Show all lines holding "index".

——

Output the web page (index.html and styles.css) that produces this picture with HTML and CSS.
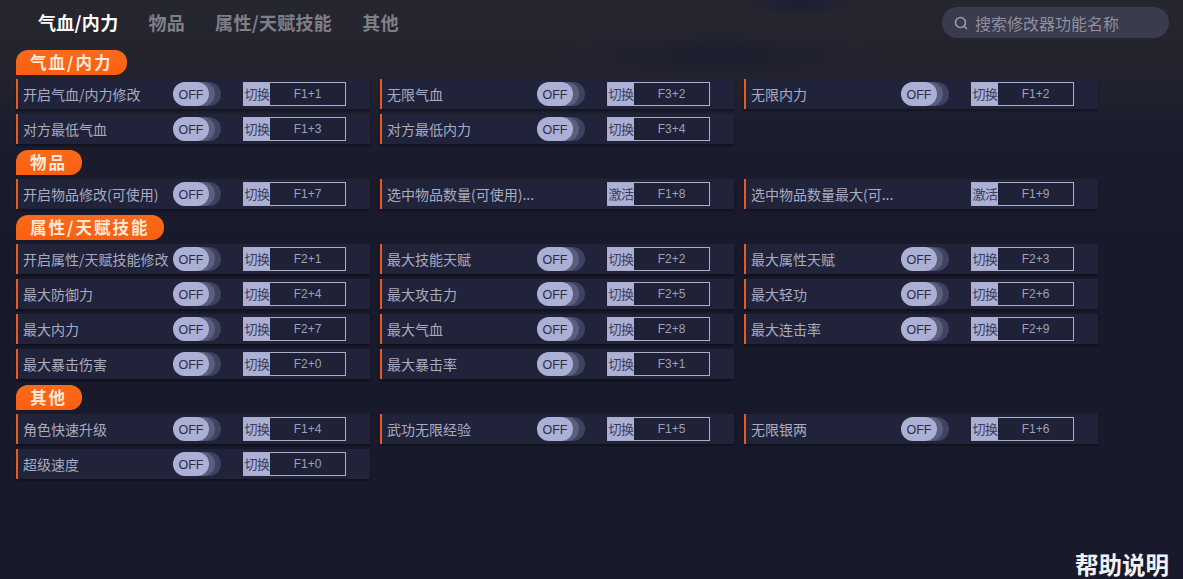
FILE: index.html
```html
<!DOCTYPE html>
<html lang="en">
<head>
    <meta charset="UTF-8">
    <title>修改器</title>
    <link rel="stylesheet" href="styles.css">
</head>
<body>
    <div class="backdrop"></div>

    <div class="topbar">
        <div class="tabs">
            <div class="tab active">气血/内力</div>
            <div class="tab">物品</div>
            <div class="tab">属性/天赋技能</div>
            <div class="tab">其他</div>
        </div>
        <div class="search">
            <svg class="search-icon" width="16" height="16" viewBox="0 0 16 16">
                <circle cx="7.5" cy="7.5" r="5" fill="none" stroke="#9a9cab" stroke-width="1.6"/>
                <path d="M11.2 11.2L13.5 13.5" stroke="#9a9cab" stroke-width="1.6" stroke-linecap="round"/>
            </svg>
            <span>搜索修改器功能名称</span>
        </div>
    </div>

    <div class="content">
        <div class="section-title">气血/内力</div>
        <div class="grid">
            <div class="row"><span class="name">开启气血/内力修改</span><div class="toggle"><div class="knob">OFF</div></div><div class="key"><span class="key-type">切换</span><span class="key-value">F1+1</span></div></div>
            <div class="row"><span class="name">无限气血</span><div class="toggle"><div class="knob">OFF</div></div><div class="key"><span class="key-type">切换</span><span class="key-value">F3+2</span></div></div>
            <div class="row"><span class="name">无限内力</span><div class="toggle"><div class="knob">OFF</div></div><div class="key"><span class="key-type">切换</span><span class="key-value">F1+2</span></div></div>
            <div class="row"><span class="name">对方最低气血</span><div class="toggle"><div class="knob">OFF</div></div><div class="key"><span class="key-type">切换</span><span class="key-value">F1+3</span></div></div>
            <div class="row"><span class="name">对方最低内力</span><div class="toggle"><div class="knob">OFF</div></div><div class="key"><span class="key-type">切换</span><span class="key-value">F3+4</span></div></div>
        </div>

        <div class="section-title">物品</div>
        <div class="grid">
            <div class="row"><span class="name">开启物品修改(可使用)</span><div class="toggle"><div class="knob">OFF</div></div><div class="key"><span class="key-type">切换</span><span class="key-value">F1+7</span></div></div>
            <div class="row"><span class="name wide">选中物品数量(可使用)...</span><div class="key"><span class="key-type">激活</span><span class="key-value">F1+8</span></div></div>
            <div class="row"><span class="name wide">选中物品数量最大(可...</span><div class="key"><span class="key-type">激活</span><span class="key-value">F1+9</span></div></div>
        </div>

        <div class="section-title">属性/天赋技能</div>
        <div class="grid">
            <div class="row"><span class="name">开启属性/天赋技能修改</span><div class="toggle"><div class="knob">OFF</div></div><div class="key"><span class="key-type">切换</span><span class="key-value">F2+1</span></div></div>
            <div class="row"><span class="name">最大技能天赋</span><div class="toggle"><div class="knob">OFF</div></div><div class="key"><span class="key-type">切换</span><span class="key-value">F2+2</span></div></div>
            <div class="row"><span class="name">最大属性天赋</span><div class="toggle"><div class="knob">OFF</div></div><div class="key"><span class="key-type">切换</span><span class="key-value">F2+3</span></div></div>
            <div class="row"><span class="name">最大防御力</span><div class="toggle"><div class="knob">OFF</div></div><div class="key"><span class="key-type">切换</span><span class="key-value">F2+4</span></div></div>
            <div class="row"><span class="name">最大攻击力</span><div class="toggle"><div class="knob">OFF</div></div><div class="key"><span class="key-type">切换</span><span class="key-value">F2+5</span></div></div>
            <div class="row"><span class="name">最大轻功</span><div class="toggle"><div class="knob">OFF</div></div><div class="key"><span class="key-type">切换</span><span class="key-value">F2+6</span></div></div>
            <div class="row"><span class="name">最大内力</span><div class="toggle"><div class="knob">OFF</div></div><div class="key"><span class="key-type">切换</span><span class="key-value">F2+7</span></div></div>
            <div class="row"><span class="name">最大气血</span><div class="toggle"><div class="knob">OFF</div></div><div class="key"><span class="key-type">切换</span><span class="key-value">F2+8</span></div></div>
            <div class="row"><span class="name">最大连击率</span><div class="toggle"><div class="knob">OFF</div></div><div class="key"><span class="key-type">切换</span><span class="key-value">F2+9</span></div></div>
            <div class="row"><span class="name">最大暴击伤害</span><div class="toggle"><div class="knob">OFF</div></div><div class="key"><span class="key-type">切换</span><span class="key-value">F2+0</span></div></div>
            <div class="row"><span class="name">最大暴击率</span><div class="toggle"><div class="knob">OFF</div></div><div class="key"><span class="key-type">切换</span><span class="key-value">F3+1</span></div></div>
        </div>

        <div class="section-title">其他</div>
        <div class="grid">
            <div class="row"><span class="name">角色快速升级</span><div class="toggle"><div class="knob">OFF</div></div><div class="key"><span class="key-type">切换</span><span class="key-value">F1+4</span></div></div>
            <div class="row"><span class="name">武功无限经验</span><div class="toggle"><div class="knob">OFF</div></div><div class="key"><span class="key-type">切换</span><span class="key-value">F1+5</span></div></div>
            <div class="row"><span class="name">无限银两</span><div class="toggle"><div class="knob">OFF</div></div><div class="key"><span class="key-type">切换</span><span class="key-value">F1+6</span></div></div>
            <div class="row"><span class="name">超级速度</span><div class="toggle"><div class="knob">OFF</div></div><div class="key"><span class="key-type">切换</span><span class="key-value">F1+0</span></div></div>
        </div>
    </div>

    <div class="help">帮助说明</div>
</body>
</html>
```

FILE: styles.css
```css
* {
    margin: 0;
    padding: 0;
    box-sizing: border-box;
}

body {
    position: relative;
    width: 1183px;
    height: 579px;
    overflow: hidden;
    background: #181a2b;
    font-family: "Noto Sans CJK SC", "Liberation Sans", sans-serif;
    color: #a9abc0;
}

/* faint artwork behind the top of the window */
.backdrop {
    position: absolute;
    top: 0;
    left: 0;
    width: 100%;
    height: 260px;
    background:
        radial-gradient(ellipse 170px 22px at 720px 55px, rgba(22, 26, 44, 0.6), transparent),
        radial-gradient(ellipse 60px 12px at 800px 4px, rgba(22, 24, 60, 0.6), transparent),
        linear-gradient(180deg, #26262f 0%, #24242f 25%, #1b1d2d 52%, #181a2b 100%);
}

.topbar {
    position: relative;
    height: 50px;
    padding: 7px 14px 0 38px;
    display: flex;
    justify-content: space-between;
    align-items: flex-start;
}

.tabs {
    display: flex;
    gap: 30px;
}

.tab {
    font-size: 18px;
    line-height: 30px;
    font-weight: 700;
    letter-spacing: 0.3px;
    color: #7f7f88;
}

.tab.active {
    color: #fff;
}

.search {
    width: 227px;
    height: 31px;
    border-radius: 16px;
    background: #3a3b4d;
    display: flex;
    align-items: center;
    gap: 6px;
    padding-left: 11px;
    font-size: 16px;
    color: #8f909e;
}

.content {
    position: relative;
    padding-left: 16px;
}

.section-title {
    width: fit-content;
    height: 25px;
    margin-bottom: 4px;
    padding: 0 15px 0 14px;
    background: linear-gradient(180deg, #f96a1c, #fb5f10);
    border-radius: 12px 12px 12px 0;
    font-size: 16.5px;
    line-height: 24px;
    font-weight: 700;
    letter-spacing: 2px;
    color: #ffe9dc;
}

.grid {
    display: grid;
    grid-template-columns: repeat(3, 354px);
    column-gap: 10px;
    row-gap: 5px;
    margin-bottom: 6px;
}

.row {
    height: 30px;
    display: flex;
    align-items: center;
    background: #20233a;
    border-left: 2px solid #e85a1e;
    box-shadow: 0 2px 2px rgba(0, 0, 0, 0.35);
    font-size: 14px;
}

.name {
    width: 155px;
    padding-left: 5px;
    white-space: nowrap;
    color: #a9abc0;
}

.name.wide {
    width: 225px;
}

.toggle {
    width: 48px;
    height: 24px;
    margin-right: 22px;
    border-radius: 12px;
    background: #3f4260;
}

.knob {
    width: 36px;
    height: 24px;
    border-radius: 12px;
    background: #acb0d4;
    box-shadow: 6px 0 0 #5b5f7e;
    color: #2a2c48;
    font-family: "Liberation Sans", sans-serif;
    font-size: 12.5px;
    line-height: 26px;
    text-align: center;
}

.key {
    width: 103px;
    height: 24px;
    display: flex;
    border: 1px solid #a9adc8;
    font-size: 13px;
    line-height: 21px;
}

.key-type {
    width: 26px;
    background: #acb0d4;
    color: #3a3c58;
    text-align: center;
    white-space: nowrap;
    letter-spacing: -0.5px;
}

.key-value {
    flex: 1;
    background: #1f2136;
    font-family: "Liberation Sans", sans-serif;
    font-size: 12px;
    line-height: 22px;
    text-align: center;
    color: #9da0b8;
}

.help {
    position: absolute;
    right: 14px;
    bottom: 1px;
    width: 94px;
    font-size: 23.5px;
    line-height: 28px;
    font-weight: 700;
    white-space: nowrap;
    color: #f2f2f6;
}
```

——

**COMPLETE OUTPUT**
Output the web page (index.html and styles.css) that produces this picture with HTML and CSS.
FILE: index.html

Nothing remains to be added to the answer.